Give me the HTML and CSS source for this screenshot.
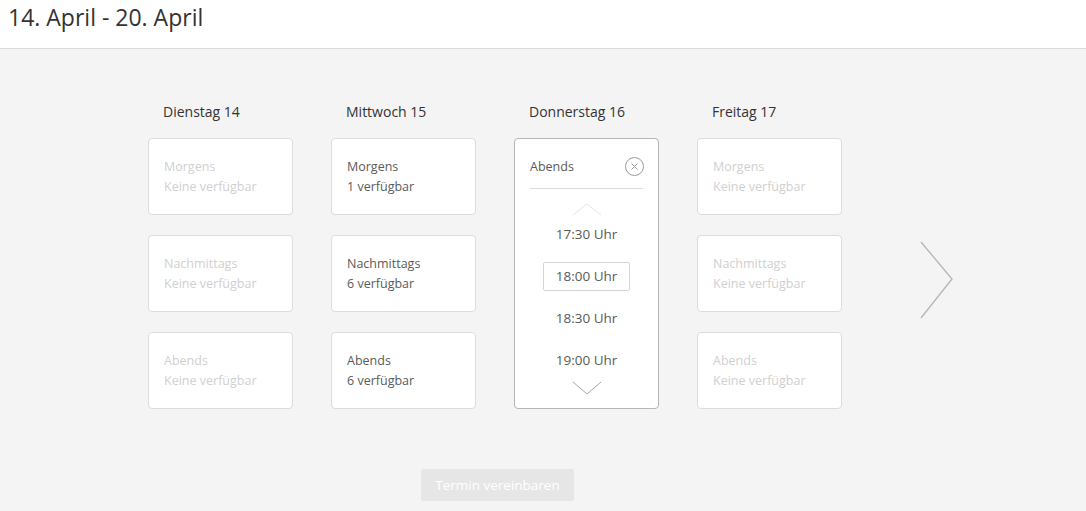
FILE: index.html
```html
<!DOCTYPE html>
<html lang="de">
<head>
    <meta charset="UTF-8">
    <meta name="viewport" content="width=device-width, initial-scale=1.0">
    <title>Termin wählen</title>
    <link rel="stylesheet" href="styles.css">
</head>
<body>
    <header class="top">
        <h1>14. April - 20. April</h1>
    </header>

    <main class="planner">
        <div class="week">
            <div class="day">
                <h2>Dienstag 14</h2>
                <div class="slot empty"><span>Morgens</span><span>Keine verfügbar</span></div>
                <div class="slot empty"><span>Nachmittags</span><span>Keine verfügbar</span></div>
                <div class="slot empty"><span>Abends</span><span>Keine verfügbar</span></div>
            </div>

            <div class="day">
                <h2>Mittwoch 15</h2>
                <div class="slot"><span>Morgens</span><span>1 verfügbar</span></div>
                <div class="slot"><span>Nachmittags</span><span>6 verfügbar</span></div>
                <div class="slot"><span>Abends</span><span>6 verfügbar</span></div>
            </div>

            <div class="day">
                <h2>Donnerstag 16</h2>
                <div class="slot open">
                    <div class="open-head">
                        <span>Abends</span>
                        <svg class="close" width="21" height="21" viewBox="0 0 21 21">
                            <circle cx="10.5" cy="10.5" r="9" fill="none" stroke="#9a9a9a" stroke-width="1"/>
                            <path d="M7.5 7.5 L13.5 13.5 M13.5 7.5 L7.5 13.5" stroke="#9a9a9a" stroke-width="1" fill="none"/>
                        </svg>
                    </div>
                    <svg class="chev up" width="30" height="13" viewBox="0 0 30 13">
                        <path d="M1 12 L15 1 L29 12" fill="none" stroke="#e6e6e6" stroke-width="1"/>
                    </svg>
                    <ul class="times">
                        <li>17:30 Uhr</li>
                        <li><span class="picked">18:00 Uhr</span></li>
                        <li>18:30 Uhr</li>
                        <li>19:00 Uhr</li>
                    </ul>
                    <svg class="chev down" width="30" height="14" viewBox="0 0 30 14">
                        <path d="M1 1 L15 13 L29 1" fill="none" stroke="#a8a8a8" stroke-width="1"/>
                    </svg>
                </div>
            </div>

            <div class="day">
                <h2>Freitag 17</h2>
                <div class="slot empty"><span>Morgens</span><span>Keine verfügbar</span></div>
                <div class="slot empty"><span>Nachmittags</span><span>Keine verfügbar</span></div>
                <div class="slot empty"><span>Abends</span><span>Keine verfügbar</span></div>
            </div>

            <button class="next" aria-label="Nächste Woche">
                <svg width="34" height="80" viewBox="0 0 34 80">
                    <path d="M1 2 L32 39 L1 78" fill="none" stroke="#b8b8b8" stroke-width="1.4"/>
                </svg>
            </button>
        </div>

        <div class="actions">
            <button class="book" disabled>Termin vereinbaren</button>
        </div>
    </main>
</body>
</html>
```

FILE: styles.css
```css
* {
    box-sizing: border-box;
}
body {
    margin: 0;
    font-family: "Open Sans", Arial, sans-serif;
    background-color: #f4f4f4;
    color: #333;
}
.top {
    background-color: #fff;
    height: 49px;
    border-bottom: 1px solid #d9d9d9;
    padding: 1px 8px 0;
}
.top h1 {
    margin: 0;
    font-size: 23px;
    font-weight: 400;
    line-height: 32px;
    color: #333;
}
.planner {
    padding-top: 53px;
    height: 462px;
}
.week {
    display: flex;
    align-items: flex-start;
    padding-left: 148px;
    gap: 38px;
}
.day {
    width: 145px;
    display: flex;
    flex-direction: column;
    gap: 20px;
}
.day h2 {
    margin: 0 0 -4px;
    padding-left: 15px;
    font-size: 14px;
    font-weight: 400;
    line-height: 20px;
    color: #333;
}
.slot {
    height: 77px;
    background-color: #fff;
    border: 1px solid #dcdcdc;
    border-radius: 4px;
    padding: 18px 15px 0;
    display: flex;
    flex-direction: column;
    font-size: 12.5px;
    line-height: 20px;
    color: #5a5a5a;
}
.slot.empty {
    color: #d0d0d0;
}
.slot.open {
    height: 271px;
    padding-top: 17px;
    border-color: #b5b5b5;
    align-items: center;
}
.open-head {
    width: 100%;
    display: flex;
    justify-content: space-between;
    align-items: center;
    padding-bottom: 11px;
    border-bottom: 1px solid #dcdcdc;
}
.open-head span {
    line-height: 20px;
}
.close {
    margin-right: -2px;
}
.chev.up {
    margin-top: 14px;
}
.times {
    list-style: none;
    margin: 0;
    padding: 0;
    width: 100%;
    text-align: center;
    font-size: 13.5px;
    color: #5a5a5a;
}
.times li {
    height: 42px;
    line-height: 42px;
}
.times li:first-child {
    margin-top: -3px;
}
.picked {
    display: inline-block;
    width: 87px;
    height: 29px;
    line-height: 27px;
    border: 1px solid #d5d5d5;
    border-radius: 2px;
}
.chev.down {
    margin-top: 0;
}
.next {
    background: none;
    border: none;
    padding: 0;
    margin: 138px 0 0 40px;
    cursor: pointer;
}
.next svg {
    display: block;
}
.actions {
    padding: 60px 0 0 421px;
}
.book {
    width: 153px;
    height: 32px;
    border: none;
    border-radius: 2px;
    background-color: #e6e6e6;
    color: #fff;
    font-family: "Open Sans", Arial, sans-serif;
    font-size: 13.5px;
}
```
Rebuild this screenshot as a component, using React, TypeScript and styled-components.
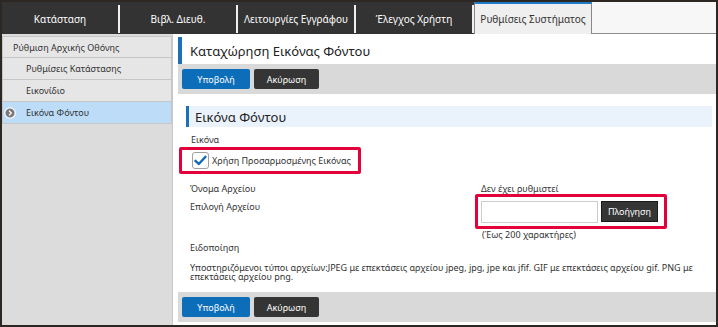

◆ ◆ ◆

> What is required
All the records above need to be given again word for word. Skip the pictures.

> Worked answer
Give me the HTML and CSS source for this screenshot.
FILE: index.html
```html
<!DOCTYPE html>
<html lang="de">
<head>
    <meta charset="UTF-8">
    <meta name="viewport" content="width=device-width, initial-scale=1.0">
    <title>Termin wählen</title>
    <link rel="stylesheet" href="styles.css">
</head>
<body>
    <header class="top">
        <h1>14. April - 20. April</h1>
    </header>

    <main class="planner">
        <div class="week">
            <div class="day">
                <h2>Dienstag 14</h2>
                <div class="slot empty"><span>Morgens</span><span>Keine verfügbar</span></div>
                <div class="slot empty"><span>Nachmittags</span><span>Keine verfügbar</span></div>
                <div class="slot empty"><span>Abends</span><span>Keine verfügbar</span></div>
            </div>

            <div class="day">
                <h2>Mittwoch 15</h2>
                <div class="slot"><span>Morgens</span><span>1 verfügbar</span></div>
                <div class="slot"><span>Nachmittags</span><span>6 verfügbar</span></div>
                <div class="slot"><span>Abends</span><span>6 verfügbar</span></div>
            </div>

            <div class="day">
                <h2>Donnerstag 16</h2>
                <div class="slot open">
                    <div class="open-head">
                        <span>Abends</span>
                        <svg class="close" width="21" height="21" viewBox="0 0 21 21">
                            <circle cx="10.5" cy="10.5" r="9" fill="none" stroke="#9a9a9a" stroke-width="1"/>
                            <path d="M7.5 7.5 L13.5 13.5 M13.5 7.5 L7.5 13.5" stroke="#9a9a9a" stroke-width="1" fill="none"/>
                        </svg>
                    </div>
                    <svg class="chev up" width="30" height="13" viewBox="0 0 30 13">
                        <path d="M1 12 L15 1 L29 12" fill="none" stroke="#e6e6e6" stroke-width="1"/>
                    </svg>
                    <ul class="times">
                        <li>17:30 Uhr</li>
                        <li><span class="picked">18:00 Uhr</span></li>
                        <li>18:30 Uhr</li>
                        <li>19:00 Uhr</li>
                    </ul>
                    <svg class="chev down" width="30" height="14" viewBox="0 0 30 14">
                        <path d="M1 1 L15 13 L29 1" fill="none" stroke="#a8a8a8" stroke-width="1"/>
                    </svg>
                </div>
            </div>

            <div class="day">
                <h2>Freitag 17</h2>
                <div class="slot empty"><span>Morgens</span><span>Keine verfügbar</span></div>
                <div class="slot empty"><span>Nachmittags</span><span>Keine verfügbar</span></div>
                <div class="slot empty"><span>Abends</span><span>Keine verfügbar</span></div>
            </div>

            <button class="next" aria-label="Nächste Woche">
                <svg width="34" height="80" viewBox="0 0 34 80">
                    <path d="M1 2 L32 39 L1 78" fill="none" stroke="#b8b8b8" stroke-width="1.4"/>
                </svg>
            </button>
        </div>

        <div class="actions">
            <button class="book" disabled>Termin vereinbaren</button>
        </div>
    </main>
</body>
</html>
```

FILE: styles.css
```css
* {
    box-sizing: border-box;
}
body {
    margin: 0;
    font-family: "Open Sans", Arial, sans-serif;
    background-color: #f4f4f4;
    color: #333;
}
.top {
    background-color: #fff;
    height: 49px;
    border-bottom: 1px solid #d9d9d9;
    padding: 1px 8px 0;
}
.top h1 {
    margin: 0;
    font-size: 23px;
    font-weight: 400;
    line-height: 32px;
    color: #333;
}
.planner {
    padding-top: 53px;
    height: 462px;
}
.week {
    display: flex;
    align-items: flex-start;
    padding-left: 148px;
    gap: 38px;
}
.day {
    width: 145px;
    display: flex;
    flex-direction: column;
    gap: 20px;
}
.day h2 {
    margin: 0 0 -4px;
    padding-left: 15px;
    font-size: 14px;
    font-weight: 400;
    line-height: 20px;
    color: #333;
}
.slot {
    height: 77px;
    background-color: #fff;
    border: 1px solid #dcdcdc;
    border-radius: 4px;
    padding: 18px 15px 0;
    display: flex;
    flex-direction: column;
    font-size: 12.5px;
    line-height: 20px;
    color: #5a5a5a;
}
.slot.empty {
    color: #d0d0d0;
}
.slot.open {
    height: 271px;
    padding-top: 17px;
    border-color: #b5b5b5;
    align-items: center;
}
.open-head {
    width: 100%;
    display: flex;
    justify-content: space-between;
    align-items: center;
    padding-bottom: 11px;
    border-bottom: 1px solid #dcdcdc;
}
.open-head span {
    line-height: 20px;
}
.close {
    margin-right: -2px;
}
.chev.up {
    margin-top: 14px;
}
.times {
    list-style: none;
    margin: 0;
    padding: 0;
    width: 100%;
    text-align: center;
    font-size: 13.5px;
    color: #5a5a5a;
}
.times li {
    height: 42px;
    line-height: 42px;
}
.times li:first-child {
    margin-top: -3px;
}
.picked {
    display: inline-block;
    width: 87px;
    height: 29px;
    line-height: 27px;
    border: 1px solid #d5d5d5;
    border-radius: 2px;
}
.chev.down {
    margin-top: 0;
}
.next {
    background: none;
    border: none;
    padding: 0;
    margin: 138px 0 0 40px;
    cursor: pointer;
}
.next svg {
    display: block;
}
.actions {
    padding: 60px 0 0 421px;
}
.book {
    width: 153px;
    height: 32px;
    border: none;
    border-radius: 2px;
    background-color: #e6e6e6;
    color: #fff;
    font-family: "Open Sans", Arial, sans-serif;
    font-size: 13.5px;
}
```
Rebuild this screenshot as a component, using React, TypeScript and styled-components.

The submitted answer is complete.